In other areas, though, Britain did consider making significant concessions in order to obtain support. British possession of the Falkland Islands had long been a sore in relations with Argentina, an important source of wheat and beef for Britain’s wartime food supply. Argentina has never recognised Britain’s claim to sovereignty over the islands. In the decade before 1940, the British consistently refused to submit the issue to any international tribunal because of doubts as to whether their claim would be upheld. As one senior Foreign Office official wrote in 1936: ‘The difficulty of our position is that our seizure of the Falkland Islands in 1833 was so arbitrary a procedure as judged by the ideology of the present day that it [would not be] easy to explain our position without showing ourselves up as international bandits.’ Exactly what happened in 1940 is yet another closely guarded secret, since all the relevant Foreign Office files remain closed. It seems clear, however, that the Churchill government did consider giving the title of the islands back to Argentina under a leaseback scheme. The contemporary index to the closed files refers to ‘[an] offer by HMG to reunite Falkland Islands with Argentina and acceptance of a lease’. Doubts about the British title are confirmed by the use of the word ‘reunite’ to describe the transfer of the islands to Argentina



Ponting’s book was first published in 1990, i've never seem this brought up in ‘discussions’ over the islands?
 
Well according to Clive Ponting they might not have had to invade

From Clive Ponting’s '1940 Myth and Reality' Page188-189

In other areas, though, Britain did consider making significant concessions in order to obtain support. British possession of the Falkland Islands had long been a sore in relations with Argentina, an important source of wheat and beef for Britain’s wartime food supply. Argentina has never recognised Britain’s claim to sovereignty over the islands. In the decade before 1940, the British consistently refused to submit the issue to any international tribunal because of doubts as to whether their claim would be upheld. As one senior Foreign Office official wrote in 1936: ‘The difficulty of our position is that our seizure of the Falkland Islands in 1833 was so arbitrary a procedure as judged by the ideology of the present day that it [would not be] easy to explain our position without showing ourselves up as international bandits.’ Exactly what happened in 1940 is yet another closely guarded secret, since all the relevant Foreign Office files remain closed. It seems clear, however, that the Churchill government did consider giving the title of the islands back to Argentina under a leaseback scheme. The contemporary index to the closed files refers to ‘[an] offer by HMG to reunite Falkland Islands with Argentina and acceptance of a lease’. Doubts about the British title are confirmed by the use of the word ‘reunite’ to describe the transfer of the islands to Argentina



Ponting’s book was first published in 1990, i've never seem this brought up in ‘discussions’ over the islands?

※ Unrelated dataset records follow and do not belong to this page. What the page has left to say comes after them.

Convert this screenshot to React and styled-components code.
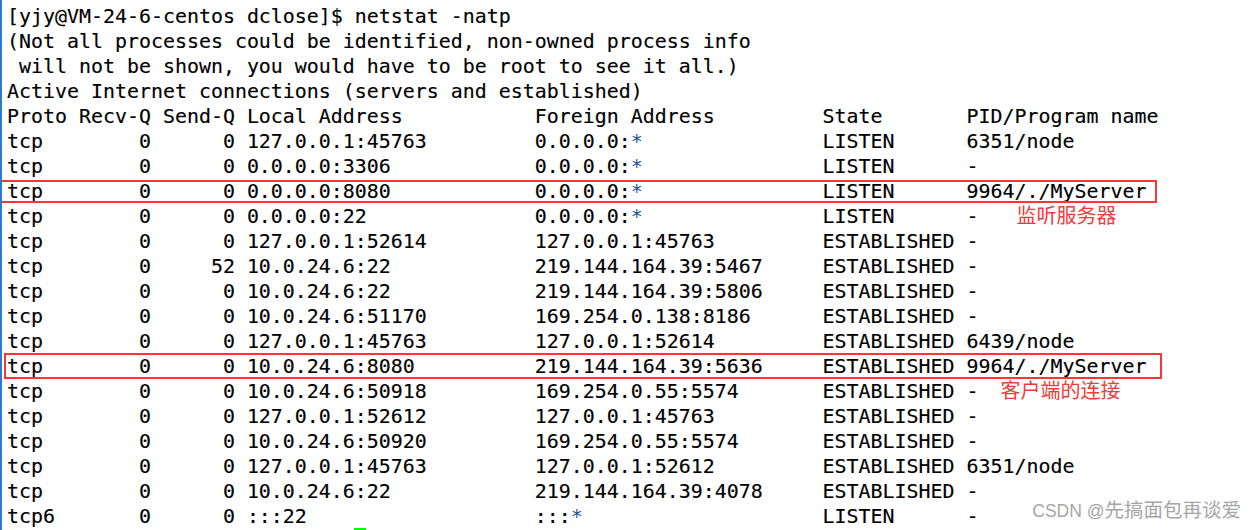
import React from 'react';
import styled, { createGlobalStyle } from 'styled-components';

const GlobalStyle = createGlobalStyle`
  html, body {
    margin: 0;
    padding: 0;
    background: #ffffff;
  }
`;

const Page = styled.div`
  position: relative;
  width: 1255px;
  height: 530px;
  overflow: hidden;
  background: #ffffff;
  border-left: 2px solid #2b7bd3;
  box-sizing: border-box;
`;

const Terminal = styled.div`
  display: flex;
  flex-direction: column;
  padding: 4px 0 0 5px;
  font-family: "DejaVu Sans Mono", "Liberation Mono", monospace;
  font-size: 19.93px;
  line-height: 25px;
  color: #000000;
  -webkit-text-stroke: 0.15px #000;
`;

const Line = styled.div`
  position: relative;
  height: 25px;
  white-space: pre;
`;

const Star = styled.span`
  color: #1f4e9a;
  -webkit-text-stroke: 0;
`;

const Frame = styled.div`
  position: absolute;
  left: ${p => p.left}px;
  top: ${p => p.top}px;
  width: ${p => p.width}px;
  height: ${p => p.height}px;
  border: 2px solid #ff3535;
  box-sizing: border-box;
  pointer-events: none;
`;

const Note = styled.span`
  display: inline-block;
  vertical-align: top;
  margin-left: ${p => p.gap}px;
  font-family: "Noto Sans CJK SC", "Noto Sans", sans-serif;
  font-size: 20px;
  line-height: 21px;
  color: #f23a3a;
  -webkit-text-stroke: 0;
`;

const Watermark = styled.div`
  position: absolute;
  right: 14px;
  bottom: 8px;
  font-family: "Liberation Sans", "Noto Sans CJK SC", sans-serif;
  font-size: 17.5px;
  line-height: 22px;
  color: #a6a6a6;
  white-space: nowrap;
`;

const Handle = styled.span`
  font-family: "Noto Sans CJK SC", sans-serif;
  font-size: 19.5px;
`;

const Cursor = styled.div`
  position: absolute;
  left: 352px;
  top: 528px;
  width: 12px;
  height: 2px;
  background: #00ff00;
`;

const padR = (s, n) => s + ' '.repeat(Math.max(0, n - s.length));
const padL = (s, n) => ' '.repeat(Math.max(0, n - s.length)) + s;

const row = (proto, recv, send, local, foreign, state, pid) =>
  padR(proto, 5) + ' ' + padL(recv, 6) + ' ' + padL(send, 6) + ' ' +
  padR(local, 23) + ' ' + padR(foreign, 23) + ' ' + padR(state, 11) + ' ' + pid;

const lines = [
  { text: '[yjy@VM-24-6-centos dclose]$ netstat -natp' },
  { text: '(Not all processes could be identified, non-owned process info' },
  { text: ' will not be shown, you would have to be root to see it all.)' },
  { text: 'Active Internet connections (servers and established)' },
  { text: 'Proto Recv-Q Send-Q Local Address           Foreign Address         State       PID/Program name' },
  { text: row('tcp', '0', '0', '127.0.0.1:45763', '0.0.0.0:*', 'LISTEN', '6351/node') },
  { text: row('tcp', '0', '0', '0.0.0.0:3306', '0.0.0.0:*', 'LISTEN', '-') },
  { text: row('tcp', '0', '0', '0.0.0.0:8080', '0.0.0.0:*', 'LISTEN', '9964/./MyServer'), frame: { left: -7, top: 1, width: 1157, height: 23 } },
  { text: row('tcp', '0', '0', '0.0.0.0:22', '0.0.0.0:*', 'LISTEN', '-'), note: '监听服务器', gap: 38 },
  { text: row('tcp', '0', '0', '127.0.0.1:52614', '127.0.0.1:45763', 'ESTABLISHED', '-') },
  { text: row('tcp', '0', '52', '10.0.24.6:22', '219.144.164.39:5467', 'ESTABLISHED', '-') },
  { text: row('tcp', '0', '0', '10.0.24.6:22', '219.144.164.39:5806', 'ESTABLISHED', '-') },
  { text: row('tcp', '0', '0', '10.0.24.6:51170', '169.254.0.138:8186', 'ESTABLISHED', '-') },
  { text: row('tcp', '0', '0', '127.0.0.1:45763', '127.0.0.1:52614', 'ESTABLISHED', '6439/node') },
  { text: row('tcp', '0', '0', '10.0.24.6:8080', '219.144.164.39:5636', 'ESTABLISHED', '9964/./MyServer'), frame: { left: -3, top: -1, width: 1158, height: 26 } },
  { text: row('tcp', '0', '0', '10.0.24.6:50918', '169.254.0.55:5574', 'ESTABLISHED', '-'), note: '客户端的连接', gap: 22 },
  { text: row('tcp', '0', '0', '127.0.0.1:52612', '127.0.0.1:45763', 'ESTABLISHED', '-') },
  { text: row('tcp', '0', '0', '10.0.24.6:50920', '169.254.0.55:5574', 'ESTABLISHED', '-') },
  { text: row('tcp', '0', '0', '127.0.0.1:45763', '127.0.0.1:52612', 'ESTABLISHED', '6351/node') },
  { text: row('tcp', '0', '0', '10.0.24.6:22', '219.144.164.39:4078', 'ESTABLISHED', '-') },
  { text: row('tcp6', '0', '0', ':::22', ':::*', 'LISTEN', '-') },
];

// asterisks render in a bluish tint on this terminal
const renderText = (text) =>
  text.split('*').map((part, i) => (
    <React.Fragment key={i}>
      {i > 0 && <Star>*</Star>}
      {part}
    </React.Fragment>
  ));

export default function App() {
  return (
    <>
      <GlobalStyle />
      <Page>
        <Terminal>
          {lines.map((l, i) => (
            <Line key={i}>
              {renderText(l.text)}
              {l.note && <Note gap={l.gap}>{l.note}</Note>}
              {l.frame && <Frame {...l.frame} />}
            </Line>
          ))}
        </Terminal>
        <Watermark>CSDN @<Handle>先搞面包再谈爱</Handle></Watermark>
        <Cursor />
      </Page>
    </>
  );
}
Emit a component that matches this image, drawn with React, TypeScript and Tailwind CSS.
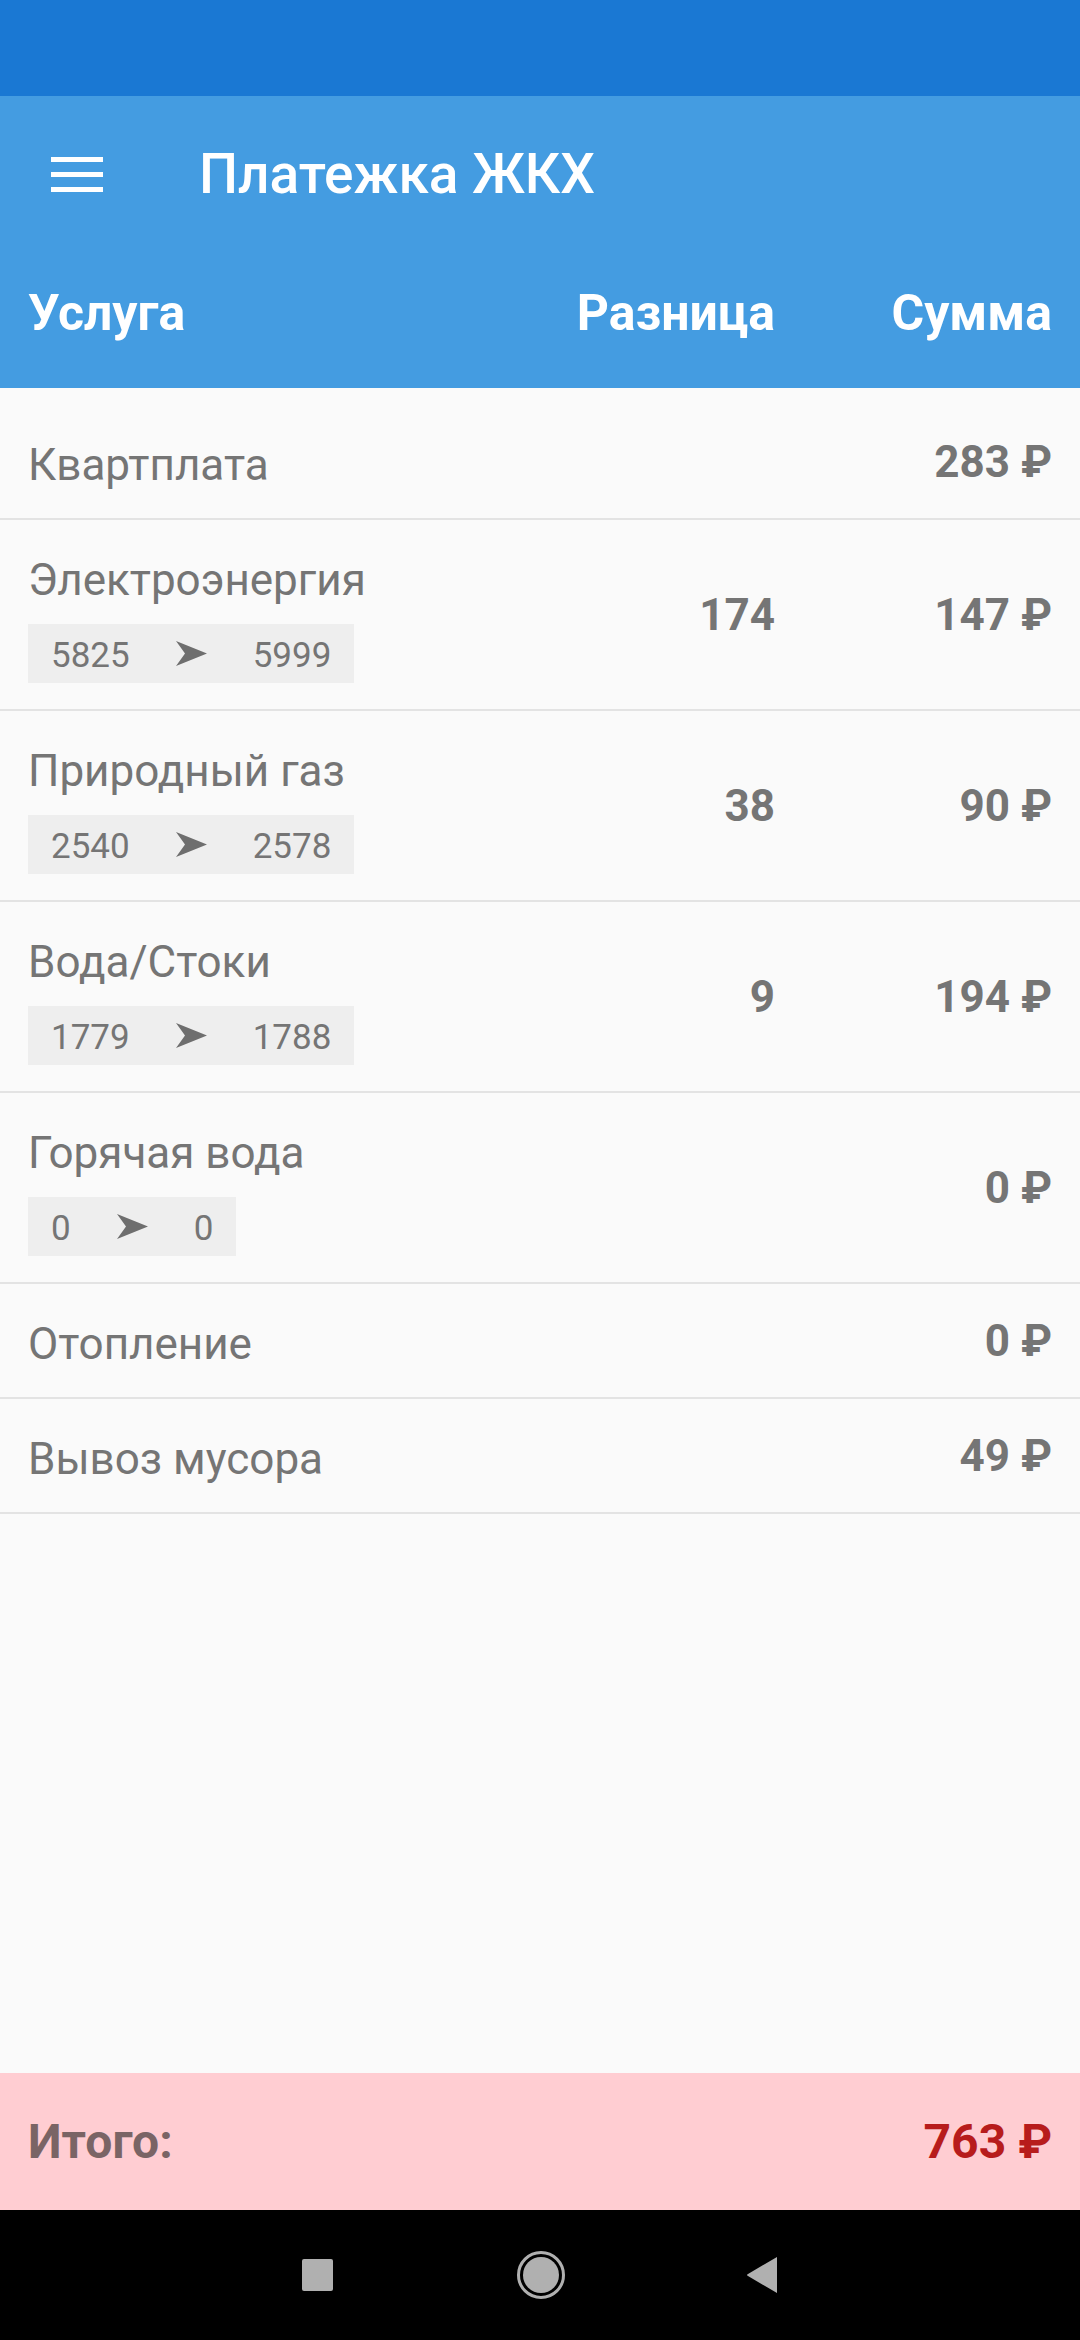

Interesting! I didn't know about this information but I always felt the WW2 was a great opportunity for Argentina to negotiate the Falklands on peaceful terms, considering the close relations they had with the UK at the time, the necessities the war caused on London and the significance of argentinean help (even if symbolic) during the dark times of 1940. If Argentina actively joined the war in british support, I always considered the possibility of Britain transfering the Falklands, after the war, quite big.
 
First Question in any POD like this.

What is in it for Argentina?

If Britain makes a deal under duress in 1940 - along the lines of - bugger it we need Beef more than we need the Falklands and we have not the forces to spare to do anything about it - is the same still true 5 years later when a task force centered around 2 Armoured carriers, 5 light carriers and 3 battleships with a Royal Marine Division that has nothing else to do turns up to conduct operation 'Sling your bloody hook' probably without a shoot being fired.